— Папа, восклицаетъ одна изъ дочерей Текутьева.
Текутьевъ не слышитъ.
— Папа, продолжаетъ возвьшая голосъ и пригибаясь на ухо къ отцу та же дочь: — папа, вамъ стыдно.
— Э! восклицаетъ онъ, махая на нее рукой: — что ты понимаешь! Не могу, я влюбленъ.
— Подумайте, вамъ скоро 80 лѣтъ, а ей 18.
— Не слышу.
— Текутичъ, говорить Петръ Петровичъ: хорошая мадера, не хочешь ли?
— Что, мадера? давай.
— Это онъ слышитъ, смѣясь говорить Петръ Петровичъ.
Тутъ же за столомъ нерѣдко сиживалъ Иванъ Петровичъ Борисовъ, бывшій фельдфебелемъ въ кадетскомъ корпусѣ и ожидавшій съ послѣднимъ лагеремъ выпуска въ офицеры. Два меньшихъ брата Борисова, Петръ и Александръ, къ немалому горю матери, умерли въ корпусѣ отъ чахотки.
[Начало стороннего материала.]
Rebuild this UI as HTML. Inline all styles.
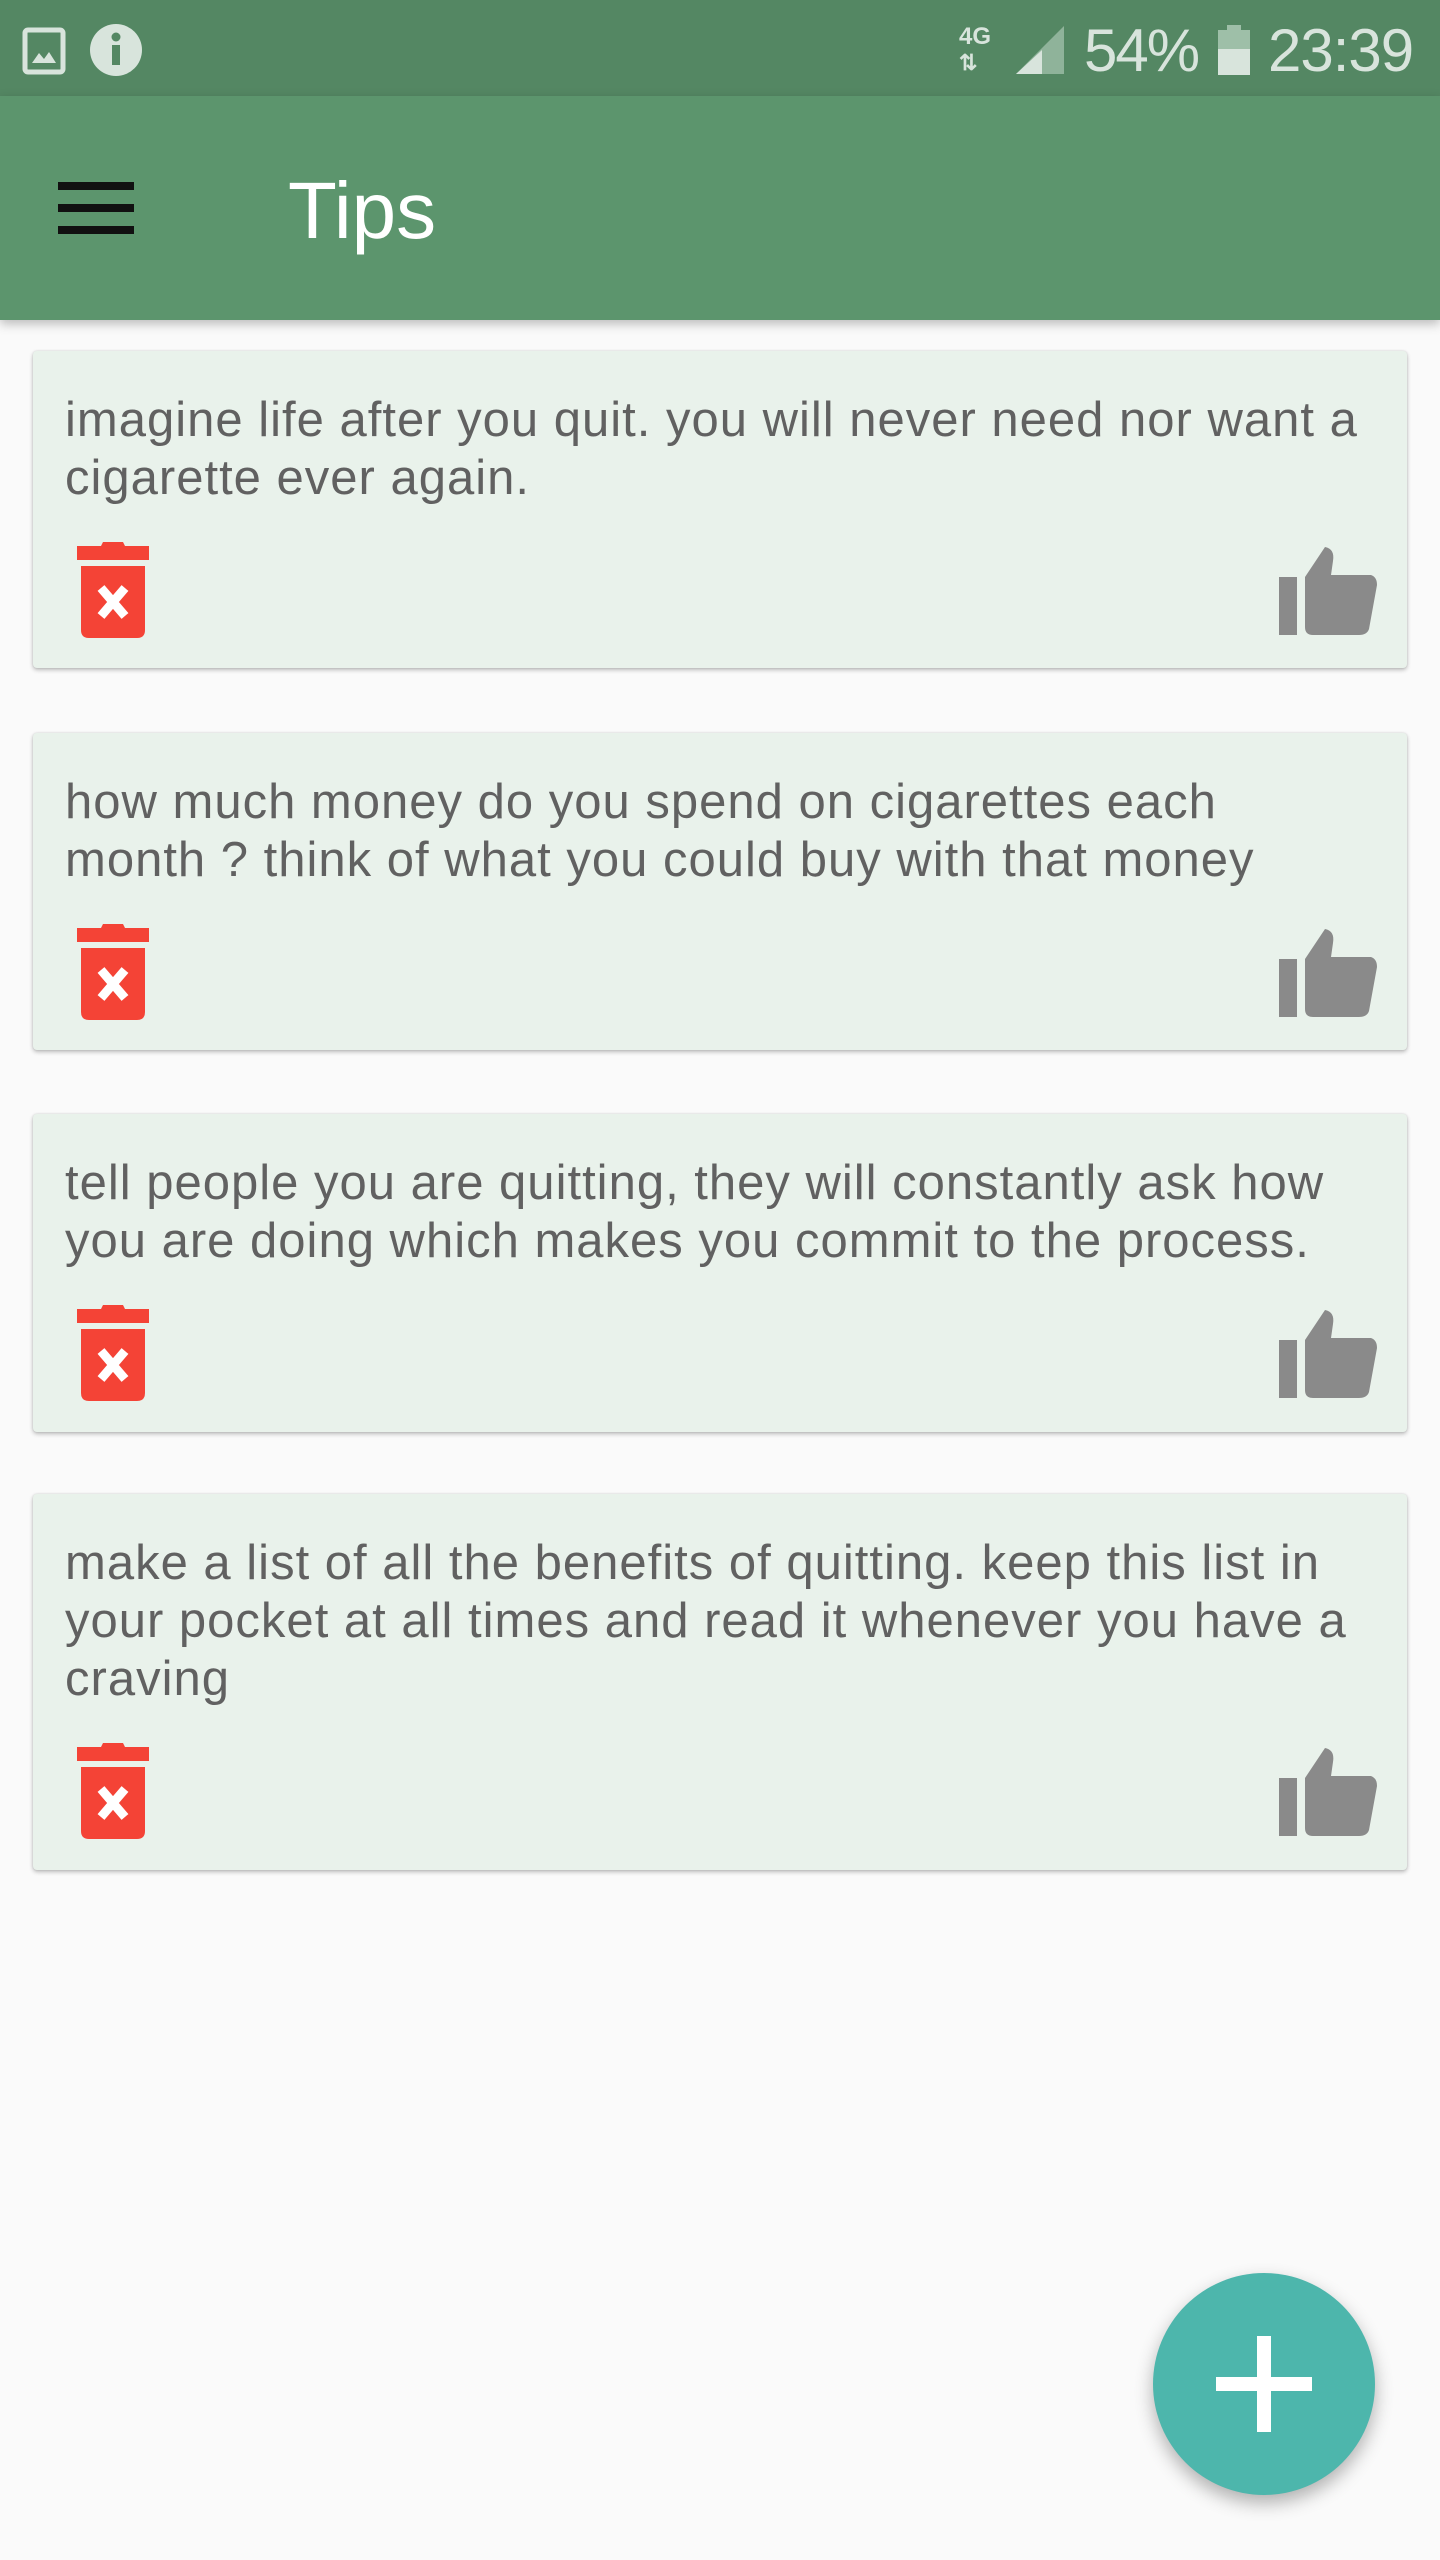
<!DOCTYPE html>
<html><head><meta charset="utf-8"><style>
*{margin:0;padding:0;box-sizing:border-box}
body{width:1440px;height:2560px;background:#fafafa;font-family:"Liberation Sans",sans-serif;position:relative;overflow:hidden}
.sb{position:absolute;left:0;top:0;width:1440px;height:96px;background:#548763}
.tb{position:absolute;left:0;top:96px;width:1440px;height:224px;background:#5c956d;box-shadow:0 4px 10px rgba(0,0,0,.25)}
.card{position:absolute;left:33px;width:1374px;background:#e9f2eb;border-radius:4px;box-shadow:0 2px 4px rgba(0,0,0,.25),0 0 2px rgba(0,0,0,.12)}
.card p{position:absolute;left:32px;top:40px;font-size:49px;line-height:58px;color:#616161;white-space:nowrap;letter-spacing:1px}
.trash{position:absolute;left:44px;width:72px;height:96px}
.thumb{position:absolute;left:1246px;width:98px;height:88px}
.fab{position:absolute;left:1153px;top:2273px;width:222px;height:222px;border-radius:50%;background:#4db6ac;box-shadow:0 8px 18px rgba(0,0,0,.3)}
.fab:before{content:"";position:absolute;left:63px;top:104px;width:96px;height:14px;background:#fff}
.fab:after{content:"";position:absolute;left:104px;top:63px;width:14px;height:96px;background:#fff}
</style></head><body>
<div class="sb">
<svg style="position:absolute;left:22px;top:27px" width="46" height="48" viewBox="0 0 46 48"><rect x="3" y="3" width="38" height="42" rx="3" fill="none" stroke="#d8e4dc" stroke-width="5"/><path d="M10 36 L17 26 L22 32 L27 25 L34 36Z" fill="#d8e4dc"/></svg>
<svg style="position:absolute;left:89px;top:23px" width="54" height="54" viewBox="0 0 54 54"><circle cx="27" cy="27" r="26" fill="#d8e4dc"/><rect x="23" y="22" width="8" height="20" fill="#548763"/><circle cx="27" cy="14" r="4.5" fill="#548763"/></svg>
<div style="position:absolute;left:959px;top:24px;font-size:24px;font-weight:bold;color:#d8e4dc;line-height:26px">4G<br><span style="font-size:22px">⇅</span></div>
<svg style="position:absolute;left:1014px;top:24px" width="52" height="52" viewBox="0 0 52 52"><path d="M50 2 L50 50 L2 50Z" fill="#8fb39a"/><path d="M2 50 L28 50 L28 26Z" fill="#d8e4dc"/></svg>
<div style="position:absolute;left:1084px;top:16px;font-size:60px;color:#d8e4dc;letter-spacing:-2px">54%</div>
<svg style="position:absolute;left:1218px;top:25px" width="32" height="50" viewBox="0 0 32 50"><rect x="9" y="0" width="14" height="6" fill="#9ebfa8"/><rect x="0" y="5" width="32" height="45" fill="#9ebfa8"/><rect x="0" y="24" width="32" height="26" fill="#d8e4dc"/></svg>
<div style="position:absolute;left:1268px;top:16px;font-size:60px;color:#d8e4dc;letter-spacing:-1px">23:39</div>
</div>
<div class="tb">
<div style="position:absolute;left:58px;top:86px;width:76px;height:8px;background:#111"></div>
<div style="position:absolute;left:58px;top:108px;width:76px;height:8px;background:#111"></div>
<div style="position:absolute;left:58px;top:130px;width:76px;height:8px;background:#111"></div>
<div style="position:absolute;left:288px;top:70px;font-size:80px;color:#fff;line-height:90px">Tips</div>
</div>

<div class="card" style="top:351px;height:317px"><p>imagine life after you quit. you will never need nor want a<br>cigarette ever again.</p>
<svg class="trash" style="top:191px" viewBox="0 0 72 96"><path d="M26 0 H46 L48 4 H72 V18 H0 V4 H24Z" fill="#f44336"/><path d="M4 24 H68 V88 Q68 96 60 96 H12 Q4 96 4 88Z" fill="#f44336"/><path d="M24 46 L48 74 M48 46 L24 74" stroke="#fff" stroke-width="9"/></svg>
<svg class="thumb" style="top:196px" viewBox="0 0 98 88"><rect x="0" y="30" width="18" height="58" fill="#8a8a8a"/><path d="M26 30 L46 0 Q56 2 54 14 L52 28 H92 Q98 30 98 38 L90 82 Q88 88 80 88 H34 Q26 88 26 80Z" fill="#8a8a8a"/></svg>
</div>

<div class="card" style="top:733px;height:317px"><p>how much money do you spend on cigarettes each<br>month ? think of what you could buy with that money</p>
<svg class="trash" style="top:191px" viewBox="0 0 72 96"><path d="M26 0 H46 L48 4 H72 V18 H0 V4 H24Z" fill="#f44336"/><path d="M4 24 H68 V88 Q68 96 60 96 H12 Q4 96 4 88Z" fill="#f44336"/><path d="M24 46 L48 74 M48 46 L24 74" stroke="#fff" stroke-width="9"/></svg>
<svg class="thumb" style="top:196px" viewBox="0 0 98 88"><rect x="0" y="30" width="18" height="58" fill="#8a8a8a"/><path d="M26 30 L46 0 Q56 2 54 14 L52 28 H92 Q98 30 98 38 L90 82 Q88 88 80 88 H34 Q26 88 26 80Z" fill="#8a8a8a"/></svg>
</div>

<div class="card" style="top:1114px;height:318px"><p>tell people you are quitting, they will constantly ask how<br>you are doing which makes you commit to the process.</p>
<svg class="trash" style="top:191px" viewBox="0 0 72 96"><path d="M26 0 H46 L48 4 H72 V18 H0 V4 H24Z" fill="#f44336"/><path d="M4 24 H68 V88 Q68 96 60 96 H12 Q4 96 4 88Z" fill="#f44336"/><path d="M24 46 L48 74 M48 46 L24 74" stroke="#fff" stroke-width="9"/></svg>
<svg class="thumb" style="top:196px" viewBox="0 0 98 88"><rect x="0" y="30" width="18" height="58" fill="#8a8a8a"/><path d="M26 30 L46 0 Q56 2 54 14 L52 28 H92 Q98 30 98 38 L90 82 Q88 88 80 88 H34 Q26 88 26 80Z" fill="#8a8a8a"/></svg>
</div>

<div class="card" style="top:1494px;height:376px"><p>make a list of all the benefits of quitting. keep this list in<br>your pocket at all times and read it whenever you have a<br>craving</p>
<svg class="trash" style="top:249px" viewBox="0 0 72 96"><path d="M26 0 H46 L48 4 H72 V18 H0 V4 H24Z" fill="#f44336"/><path d="M4 24 H68 V88 Q68 96 60 96 H12 Q4 96 4 88Z" fill="#f44336"/><path d="M24 46 L48 74 M48 46 L24 74" stroke="#fff" stroke-width="9"/></svg>
<svg class="thumb" style="top:254px" viewBox="0 0 98 88"><rect x="0" y="30" width="18" height="58" fill="#8a8a8a"/><path d="M26 30 L46 0 Q56 2 54 14 L52 28 H92 Q98 30 98 38 L90 82 Q88 88 80 88 H34 Q26 88 26 80Z" fill="#8a8a8a"/></svg>
</div>

<div class="fab"></div>
</body></html>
На этотъ разъ по пріѣздѣ въ Москву я узналъ отъ Фелькеля совершенно неожиданную новость. Обожающій память покойной жены Мансуровой 48-лѣтній Петръ Петровичъ сдѣлалъ предложеніе и женится на 35-лѣтней дѣвицѣ Берингъ.
Прежде чѣмъ свадьба состоялась, на Лубянкѣ былъ нанять домъ Гиппіуса, въ который вмѣстѣ съ новобрачной переселилось и все семейство. Тутъ начались пріемы и званые обѣды.
Въ этомъ году выпущенный изъ корпуса офицеромъ въ артиллерію Борисовъ поселился въ одной изъ комнатъ, занимаемыхъ Ваничкой и Фелькелемъ. Приписанный къ штабу шестаго корпуса исправляющимъ должность адъютанта, Борисовъ посвящалъ службѣ весьма мало часовъ, такъ что во всякое время можно было его застать дома за чтеніемъ.
По воскреснымъ днямъ утромъ, а въ будничные дни послѣ лекцій я часто заходилъ въ отдѣленіе молодежи, гдѣ значительно старшій насъ ученый и солидный нѣмецъ Фелькель не прочь былъ во время приготовительныхъ уроковъ 14-ти лѣтняго Ванички забраться изъ сосѣдней классной въ комнату Борисова и предаться самому легкомысленному и нецензурному зубоскальству.